Transcribe the listing exactly, leaving out every picture.

- Available data -
— START —

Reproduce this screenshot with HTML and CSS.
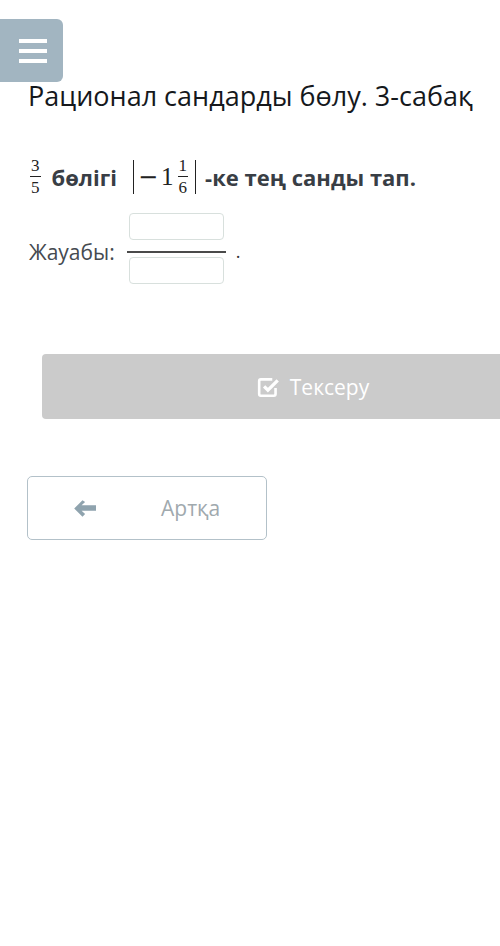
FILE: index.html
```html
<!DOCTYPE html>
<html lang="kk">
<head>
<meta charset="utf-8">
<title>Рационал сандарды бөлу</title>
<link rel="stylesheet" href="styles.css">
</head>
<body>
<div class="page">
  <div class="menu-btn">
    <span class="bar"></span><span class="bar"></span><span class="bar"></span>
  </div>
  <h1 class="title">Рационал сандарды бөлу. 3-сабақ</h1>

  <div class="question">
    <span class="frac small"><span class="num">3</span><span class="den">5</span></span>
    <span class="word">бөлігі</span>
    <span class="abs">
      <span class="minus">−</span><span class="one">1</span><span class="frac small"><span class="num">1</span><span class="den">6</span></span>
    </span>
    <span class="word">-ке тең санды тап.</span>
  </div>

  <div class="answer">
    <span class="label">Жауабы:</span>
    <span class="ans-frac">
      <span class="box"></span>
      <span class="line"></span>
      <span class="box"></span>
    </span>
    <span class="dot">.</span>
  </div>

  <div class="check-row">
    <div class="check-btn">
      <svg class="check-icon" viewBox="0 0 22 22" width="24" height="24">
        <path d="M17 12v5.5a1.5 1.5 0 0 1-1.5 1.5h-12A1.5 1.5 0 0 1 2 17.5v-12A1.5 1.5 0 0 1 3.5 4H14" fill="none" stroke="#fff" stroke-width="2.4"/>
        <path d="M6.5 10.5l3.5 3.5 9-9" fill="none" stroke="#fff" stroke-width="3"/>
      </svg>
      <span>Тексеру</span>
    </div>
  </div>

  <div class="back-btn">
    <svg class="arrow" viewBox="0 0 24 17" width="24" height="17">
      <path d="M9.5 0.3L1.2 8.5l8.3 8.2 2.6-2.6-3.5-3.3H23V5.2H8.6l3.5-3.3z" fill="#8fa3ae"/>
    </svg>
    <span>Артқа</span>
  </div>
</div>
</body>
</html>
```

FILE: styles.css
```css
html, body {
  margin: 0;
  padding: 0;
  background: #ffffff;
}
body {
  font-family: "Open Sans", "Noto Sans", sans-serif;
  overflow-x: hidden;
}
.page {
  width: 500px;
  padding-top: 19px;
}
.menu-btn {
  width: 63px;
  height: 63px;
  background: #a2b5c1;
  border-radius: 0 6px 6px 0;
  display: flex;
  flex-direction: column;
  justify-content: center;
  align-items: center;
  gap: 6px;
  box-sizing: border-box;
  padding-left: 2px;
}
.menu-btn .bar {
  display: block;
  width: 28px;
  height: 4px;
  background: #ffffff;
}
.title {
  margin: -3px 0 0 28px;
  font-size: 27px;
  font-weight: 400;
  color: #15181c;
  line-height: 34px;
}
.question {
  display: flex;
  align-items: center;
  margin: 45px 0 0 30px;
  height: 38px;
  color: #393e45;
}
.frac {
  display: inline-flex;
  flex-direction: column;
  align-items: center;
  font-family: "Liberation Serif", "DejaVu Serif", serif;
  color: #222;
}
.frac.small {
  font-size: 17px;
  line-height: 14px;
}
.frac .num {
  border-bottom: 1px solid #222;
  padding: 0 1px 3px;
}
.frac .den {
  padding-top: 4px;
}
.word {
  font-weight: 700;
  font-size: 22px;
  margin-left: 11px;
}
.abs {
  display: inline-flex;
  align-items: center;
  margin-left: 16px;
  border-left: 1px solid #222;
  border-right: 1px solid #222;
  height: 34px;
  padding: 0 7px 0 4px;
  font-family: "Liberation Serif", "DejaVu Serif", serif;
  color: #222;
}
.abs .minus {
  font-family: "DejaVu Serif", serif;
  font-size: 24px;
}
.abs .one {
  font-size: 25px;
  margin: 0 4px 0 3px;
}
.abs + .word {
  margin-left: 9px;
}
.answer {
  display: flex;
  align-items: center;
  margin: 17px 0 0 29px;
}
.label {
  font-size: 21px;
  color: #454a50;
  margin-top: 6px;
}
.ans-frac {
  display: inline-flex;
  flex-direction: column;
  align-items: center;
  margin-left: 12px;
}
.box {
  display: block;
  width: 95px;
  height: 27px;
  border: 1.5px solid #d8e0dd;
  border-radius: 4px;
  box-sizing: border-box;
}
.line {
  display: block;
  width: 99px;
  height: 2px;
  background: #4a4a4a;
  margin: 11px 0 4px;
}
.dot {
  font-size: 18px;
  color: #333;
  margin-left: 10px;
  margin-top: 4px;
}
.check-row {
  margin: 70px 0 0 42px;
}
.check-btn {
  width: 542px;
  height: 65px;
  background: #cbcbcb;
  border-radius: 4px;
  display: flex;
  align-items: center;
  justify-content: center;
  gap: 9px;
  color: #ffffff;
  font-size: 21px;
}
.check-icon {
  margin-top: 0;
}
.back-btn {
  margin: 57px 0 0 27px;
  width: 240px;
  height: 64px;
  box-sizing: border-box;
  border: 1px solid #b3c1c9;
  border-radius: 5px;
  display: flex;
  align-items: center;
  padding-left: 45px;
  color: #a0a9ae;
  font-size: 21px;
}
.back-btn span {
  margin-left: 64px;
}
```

— END —

- Answer to this exercise -
Reproduce this screenshot with HTML and CSS.
FILE: index.html
```html
<!DOCTYPE html>
<html lang="kk">
<head>
<meta charset="utf-8">
<title>Рационал сандарды бөлу</title>
<link rel="stylesheet" href="styles.css">
</head>
<body>
<div class="page">
  <div class="menu-btn">
    <span class="bar"></span><span class="bar"></span><span class="bar"></span>
  </div>
  <h1 class="title">Рационал сандарды бөлу. 3-сабақ</h1>

  <div class="question">
    <span class="frac small"><span class="num">3</span><span class="den">5</span></span>
    <span class="word">бөлігі</span>
    <span class="abs">
      <span class="minus">−</span><span class="one">1</span><span class="frac small"><span class="num">1</span><span class="den">6</span></span>
    </span>
    <span class="word">-ке тең санды тап.</span>
  </div>

  <div class="answer">
    <span class="label">Жауабы:</span>
    <span class="ans-frac">
      <span class="box"></span>
      <span class="line"></span>
      <span class="box"></span>
    </span>
    <span class="dot">.</span>
  </div>

  <div class="check-row">
    <div class="check-btn">
      <svg class="check-icon" viewBox="0 0 22 22" width="24" height="24">
        <path d="M17 12v5.5a1.5 1.5 0 0 1-1.5 1.5h-12A1.5 1.5 0 0 1 2 17.5v-12A1.5 1.5 0 0 1 3.5 4H14" fill="none" stroke="#fff" stroke-width="2.4"/>
        <path d="M6.5 10.5l3.5 3.5 9-9" fill="none" stroke="#fff" stroke-width="3"/>
      </svg>
      <span>Тексеру</span>
    </div>
  </div>

  <div class="back-btn">
    <svg class="arrow" viewBox="0 0 24 17" width="24" height="17">
      <path d="M9.5 0.3L1.2 8.5l8.3 8.2 2.6-2.6-3.5-3.3H23V5.2H8.6l3.5-3.3z" fill="#8fa3ae"/>
    </svg>
    <span>Артқа</span>
  </div>
</div>
</body>
</html>
```

FILE: styles.css
```css
html, body {
  margin: 0;
  padding: 0;
  background: #ffffff;
}
body {
  font-family: "Open Sans", "Noto Sans", sans-serif;
  overflow-x: hidden;
}
.page {
  width: 500px;
  padding-top: 19px;
}
.menu-btn {
  width: 63px;
  height: 63px;
  background: #a2b5c1;
  border-radius: 0 6px 6px 0;
  display: flex;
  flex-direction: column;
  justify-content: center;
  align-items: center;
  gap: 6px;
  box-sizing: border-box;
  padding-left: 2px;
}
.menu-btn .bar {
  display: block;
  width: 28px;
  height: 4px;
  background: #ffffff;
}
.title {
  margin: -3px 0 0 28px;
  font-size: 27px;
  font-weight: 400;
  color: #15181c;
  line-height: 34px;
}
.question {
  display: flex;
  align-items: center;
  margin: 45px 0 0 30px;
  height: 38px;
  color: #393e45;
}
.frac {
  display: inline-flex;
  flex-direction: column;
  align-items: center;
  font-family: "Liberation Serif", "DejaVu Serif", serif;
  color: #222;
}
.frac.small {
  font-size: 17px;
  line-height: 14px;
}
.frac .num {
  border-bottom: 1px solid #222;
  padding: 0 1px 3px;
}
.frac .den {
  padding-top: 4px;
}
.word {
  font-weight: 700;
  font-size: 22px;
  margin-left: 11px;
}
.abs {
  display: inline-flex;
  align-items: center;
  margin-left: 16px;
  border-left: 1px solid #222;
  border-right: 1px solid #222;
  height: 34px;
  padding: 0 7px 0 4px;
  font-family: "Liberation Serif", "DejaVu Serif", serif;
  color: #222;
}
.abs .minus {
  font-family: "DejaVu Serif", serif;
  font-size: 24px;
}
.abs .one {
  font-size: 25px;
  margin: 0 4px 0 3px;
}
.abs + .word {
  margin-left: 9px;
}
.answer {
  display: flex;
  align-items: center;
  margin: 17px 0 0 29px;
}
.label {
  font-size: 21px;
  color: #454a50;
  margin-top: 6px;
}
.ans-frac {
  display: inline-flex;
  flex-direction: column;
  align-items: center;
  margin-left: 12px;
}
.box {
  display: block;
  width: 95px;
  height: 27px;
  border: 1.5px solid #d8e0dd;
  border-radius: 4px;
  box-sizing: border-box;
}
.line {
  display: block;
  width: 99px;
  height: 2px;
  background: #4a4a4a;
  margin: 11px 0 4px;
}
.dot {
  font-size: 18px;
  color: #333;
  margin-left: 10px;
  margin-top: 4px;
}
.check-row {
  margin: 70px 0 0 42px;
}
.check-btn {
  width: 542px;
  height: 65px;
  background: #cbcbcb;
  border-radius: 4px;
  display: flex;
  align-items: center;
  justify-content: center;
  gap: 9px;
  color: #ffffff;
  font-size: 21px;
}
.check-icon {
  margin-top: 0;
}
.back-btn {
  margin: 57px 0 0 27px;
  width: 240px;
  height: 64px;
  box-sizing: border-box;
  border: 1px solid #b3c1c9;
  border-radius: 5px;
  display: flex;
  align-items: center;
  padding-left: 45px;
  color: #a0a9ae;
  font-size: 21px;
}
.back-btn span {
  margin-left: 64px;
}
```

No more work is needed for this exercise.